China is, and will remain, the single largest contributor to growth, with Chinese visitor nights forecast to grow by nearly seven per cent per year over the next three years. Overall, Asia is projected to account for two thirds of forecast growth as international visitor nights grow by a forecast 4.9 per cent per annum.

And in an encouraging sign for our larger regional tourism destinations, signs are emerging of Chinese travellers venturing beyond our capital cities in increasing numbers. The Gold Coast and Tropical North Queensland, for example, are now more commonly frequented by Chinese leisure visitors than by international leisure travellers generally.

Just as encouragingly, there is also evidence that our more traditional international markets are bouncing back (and in advance of the weakening of our dollar), with a sustained pick up in visitor arrivals from the United States, and visitor nights from Japan.

On the domestic visitor front, a softer Australian economic outlook and signs of a continued pick-up in holiday travel indicate the leisure segment playing a more prominent role in driving domestic tourism over the next few years – particularly if the dollar continues to recede.

Domestic holiday visitor nights grew 11.6 per cent in the March quarter, and 3.7 per cent over the year to March. This represents the fastest rate of growth since before the GFC and a considerable narrowing of the gap with outbound leisure travel, which grew by 4.6 per cent over the same period. Overall, we forecast an average annual domestic growth rate of 1.6 per cent over the three years to December 2015.

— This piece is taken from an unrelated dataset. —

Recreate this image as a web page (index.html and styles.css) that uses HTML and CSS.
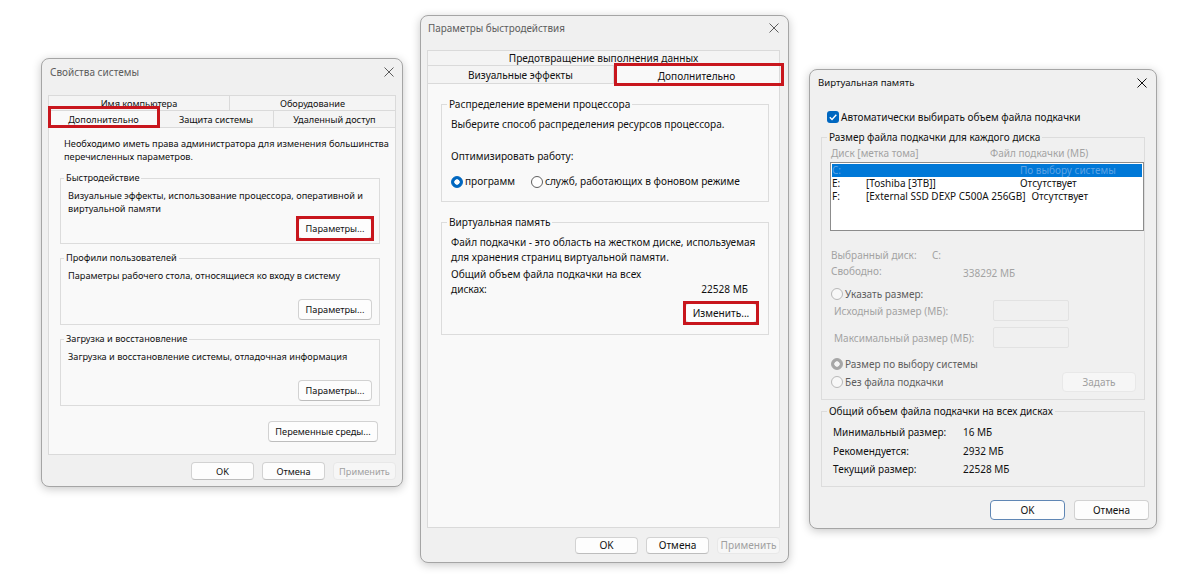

Just as the tourism sector is experiencing shifting tides on the back of new economic and exchange rate realities, the story for individual hotel markets is also changing.

Nationally, and despite a strengthening hotel and serviced apartment investment pipeline, demand remains forecast to outstrip supply by a factor of nearly 2:1 over the next three years, placing upward pressure on occupancies and room rates.

Looking beyond our three-year forecast horizon, the hotel accommodation investment pipeline remains considerably stronger than 18 months ago, with 65 projects in various development stages, significantly up on the 45 developments recorded at the beginning of last year.

Much of this forecast development is three and four star hotels and serviced apartments, with the cost of five star hotel developments remaining more difficult to justify for developers.

Nationally, our three-year forecast indicates that occupancy rates will continue to grow – by 1.9 per cent to 67.9 per cent by the year to December 2015. National room rates are forecast to grow 3.5 per cent per year over the same period, to $165, and Revenue per Available Room (RevPAR) will grow by 4.6 per cent per year to $112.

At a macro level, the demand outlook remains broadly unchanged, with a softer outlook for corporate travel largely counterbalanced by the positive impact of the weakening Australian dollar.
Several individual markets, however, are in the midst of a marked change of pace.

With the very clear signs that business travel associated with the mining sector is slowing, the last two quarters saw a softening in occupancy rates in Brisbane and Perth – with average occupancies for the year to May 2013 around two per cent lower than the previous year.

While coming off a very strong base, growth in occupancies and room rates in markets associated with mining-related corporate travel is forecast to be more subdued, as the resource-related construction boom reaches and passes its peak.

More positively for leisure-oriented markets which have struggled in recent years, a weaker Australian dollar is forecast to provide further support for visitation, room rates and occupancies. Ahead of this, strong growth in domestic holiday travel to the Gold Coast is already good news, while strong growth in international visitor nights is driving a rebound in Tropical North Queensland.

Lachlan Smirl is a Director at Deloitte Access Economics and the author of Deloitte’s bi-annual Tourism and Hotel Market Outlook.